À la suite d'un contrôle fiscal portant sur l'exercice clos le 30 septembre 2018, l'administration a remis en cause le montant de la plus-value de cession déclarée par la société. L'administration a considéré que le prix d'acquisition à retenir pour le calcul de la plus-value devait être la valeur d'apport initiale (22,6 M€) et non la valeur réévaluée inscrite au bilan de la succursale française (37 M€).
Cette rectification a entraîné l'assujettissement de la société au prélèvement prévu par l'article 244 bis A du CGI, à des cotisations supplémentaires d'impôt sur les sociétés et de contribution sociale, ainsi qu'à diverses pénalités.
La société a contesté ces impositions devant le tribunal administratif de Paris, qui a rejeté sa demande le 18 octobre 2022. La cour administrative d'appel de Paris a confirmé ce jugement par un arrêt du 28 juin 2023, contre lequel la société a formé un pourvoi en cassation.
La cour administrative d'appel de Paris a considéré que l'administration fiscale était fondée à retenir la valeur d'apport initiale (22,6 M€) et non la valeur réévaluée (37 M€) pour le calcul de la plus-value imposable. Son raisonnement reposait sur le fait qu'il n'était pas établi que le profit résultant de la réévaluation libre effectuée en 2008 avait été compris dans les bénéfices imposables de la société danoise déclarés au Danemark. La cour avait donc validé la position de l'administration fiscale fondée sur la nécessité d'une imposition effective du profit de réévaluation pour pouvoir en tenir compte dans le calcul ultérieur de la plus-value.
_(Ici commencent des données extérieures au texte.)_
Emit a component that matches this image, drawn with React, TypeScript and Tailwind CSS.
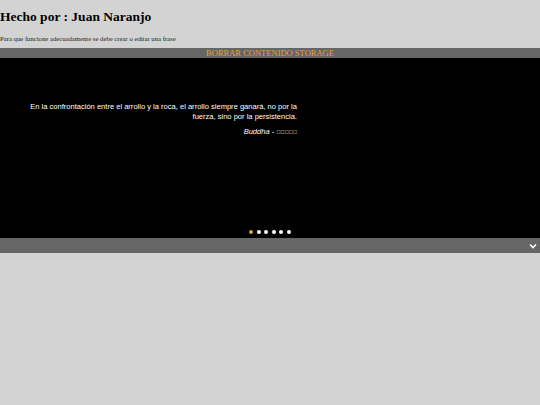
export default function App() {
  const dots = [0, 1, 2, 3, 4, 5];
  return (
    <div className="min-h-[405px] bg-[#d3d3d3]" style={{ fontFamily: '"Liberation Serif", serif' }}>
      <h3 className="pt-[8px] text-[13.5px] font-bold leading-[17px] text-black">Hecho por : Juan Naranjo</h3>
      <p className="mt-[9px] text-[6.7px] leading-[9px] text-[#222]">
        Para que funcione adecuadamente se debe crear o editar una frase
      </p>
      <div className="mt-[5px] flex h-[10px] items-center justify-center bg-[#666666]">
        <button className="text-[8.5px] leading-[10px] text-[#e6a035]">BORRAR CONTENIDO STORAGE</button>
      </div>
      <div className="flex h-[180px] flex-col bg-black" style={{ fontFamily: '"Liberation Sans", sans-serif' }}>
        <div className="ml-[28px] w-[269px] pt-[44px] text-right text-[7.55px] leading-[9.5px] text-white">
          <p>
            En la confrontación entre el arrollo y la roca, el arrollo siempre ganará, no por la fuerza, sino por la
            persistencia.
          </p>
          <p className="mt-[6px]">
            <em>Buddha</em> - <span className="text-[5.5px]">{'\uE000\uE001\uE002\uE003\uE004'}</span>
          </p>
        </div>
        <div className="mt-auto flex justify-center gap-[3.5px] pb-[4px]">
          {dots.map((d) => (
            <span
              key={d}
              className={`h-[4px] w-[4px] rounded-full ${d === 0 ? 'bg-[#e6a035]' : 'bg-white'}`}
            />
          ))}
        </div>
      </div>
      <div className="flex h-[15px] items-center justify-end bg-[#666666] pr-[3px]">
        <svg width="8" height="6" viewBox="0 0 8 6" className="text-white">
          <path d="M1 1.5 L4 4.5 L7 1.5" fill="none" stroke="currentColor" strokeWidth="1.6" />
        </svg>
      </div>
    </div>
  );
}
6. Dès lors que le profit résultant de la libre réévaluation comptable d’une immobilisation n’a pas été compris dans les bénéfices imposables de la société à la clôture de l’exercice au cours duquel elle l’a pratiquée, et n’a ainsi pas accru l’actif net de son bilan fiscal, celle-ci n’est pas fondée à revendiquer la prise en compte de la valeur résultant de cette réévaluation comme valeur d’origine retenue pour l’inscription de l’immobilisation à son bilan.
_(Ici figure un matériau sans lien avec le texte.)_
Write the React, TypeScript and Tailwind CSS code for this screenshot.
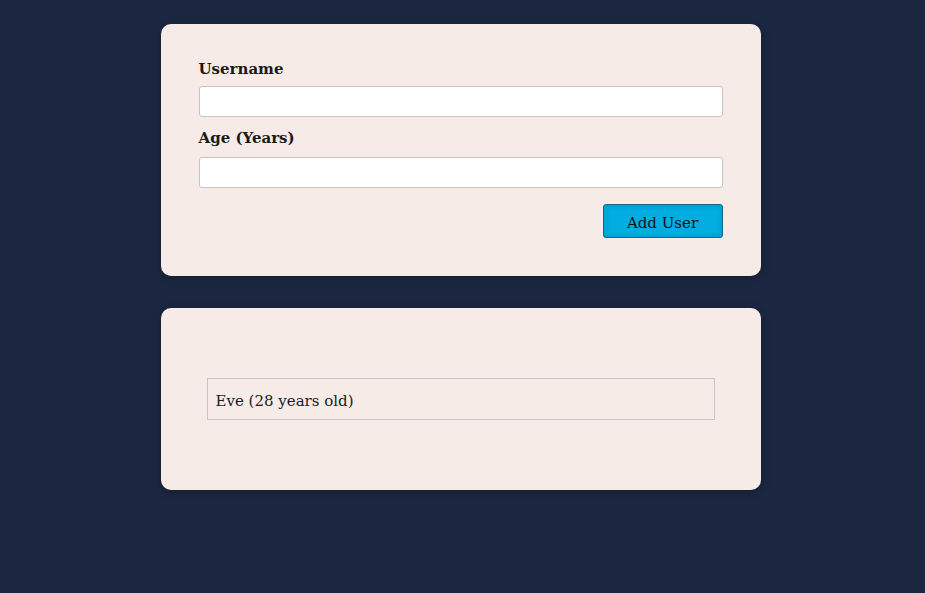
import { useState } from "react";

interface User {
  name: string;
  age: number;
}

export default function App() {
  const [users] = useState<User[]>([{ name: "Eve", age: 28 }]);

  return (
    <div className="min-h-[593px] bg-[#1b2740] pt-6 pr-[4px] font-['DejaVu_Serif',serif]">
      <div className="mx-auto w-[600px] rounded-[10px] bg-[#f6ebe7] px-[38px] pt-[33px] pb-[38px] shadow-[0_2px_8px_rgba(0,0,0,0.26)]">
        <form className="flex flex-col" onSubmit={(e) => e.preventDefault()}>
          <label className="mb-[5px] text-[15px] font-bold leading-[24px] text-[#1a1a1a]">Username</label>
          <input className="h-[31px] w-full rounded-[3px] border border-[#c9c2c0] bg-white px-2" type="text" />
          <label className="mt-[9px] mb-[7px] text-[15px] font-bold leading-[24px] text-[#1a1a1a]">Age (Years)</label>
          <input className="h-[31px] w-full rounded-[3px] border border-[#c9c2c0] bg-white px-2" type="number" />
          <div className="mt-4 flex justify-end">
            <button className="h-[34px] w-[120px] rounded-[3px] border border-[#0e6b8a] bg-[#02ade2] pt-[4px] text-[15px] text-[#111] shadow-[inset_0_0_6px_rgba(0,0,0,0.15)]">
              Add User
            </button>
          </div>
        </form>
      </div>

      <div className="mx-auto mt-8 w-[600px] rounded-[10px] bg-[#f6ebe7] px-[46px] pt-[70px] pb-[70px] shadow-[0_2px_8px_rgba(0,0,0,0.26)]">
        <ul>
          {users.map((u) => (
            <li key={u.name} className="flex h-[42px] items-center border border-[#cbc6c4] px-2 pt-[5px] text-[15px] text-[#1a1a2a]">
              {u.name} ({u.age} years old)
            </li>
          ))}
        </ul>
      </div>
    </div>
  );
}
- Dans le cadre de son pourvoi, la société danoise soutient que la valeur comptable résultant de la réévaluation libre effectuée en 2008 constituait le prix d'acquisition à retenir pour le calcul de la plus-value imposable, indépendamment de la question de savoir si le profit de réévaluation avait été effectivement imposé.
- L'administration fiscale de son côté estime que la société danoise ne pouvait pas opposer la valeur réévaluée de l'immeuble pour le calcul de la plus-value de cession imposable en France. Elle considère que, pour pouvoir retenir cette valeur réévaluée comme prix d'acquisition, il aurait fallu que le profit résultant de la réévaluation ait été effectivement imposé, soit en France, soit au Danemark.
Le Conseil d'État a censuré le raisonnement de la CAA en considérant qu'elle avait commis une erreur de droit.
Selon la Haute juridiction, même si le profit de réévaluation n'avait pas été imposable en France du fait de l'application des stipulations de la convention fiscale franco-danoise alors en vigueur (jusqu'au 31 décembre 2008), ni même imposé au Danemark, la société requérante était fondée à opposer à l'administration fiscale la valeur comptable réévaluée du bien.
Le Conseil d'État établit ainsi un principe clair : la valeur comptable résultant d'une réévaluation libre régulièrement inscrite dans les comptes d'une société est opposable à l'administration fiscale pour le calcul d'une plus-value ultérieure, indépendamment de l'imposition effective du profit de réévaluation lors de sa constatation comptable.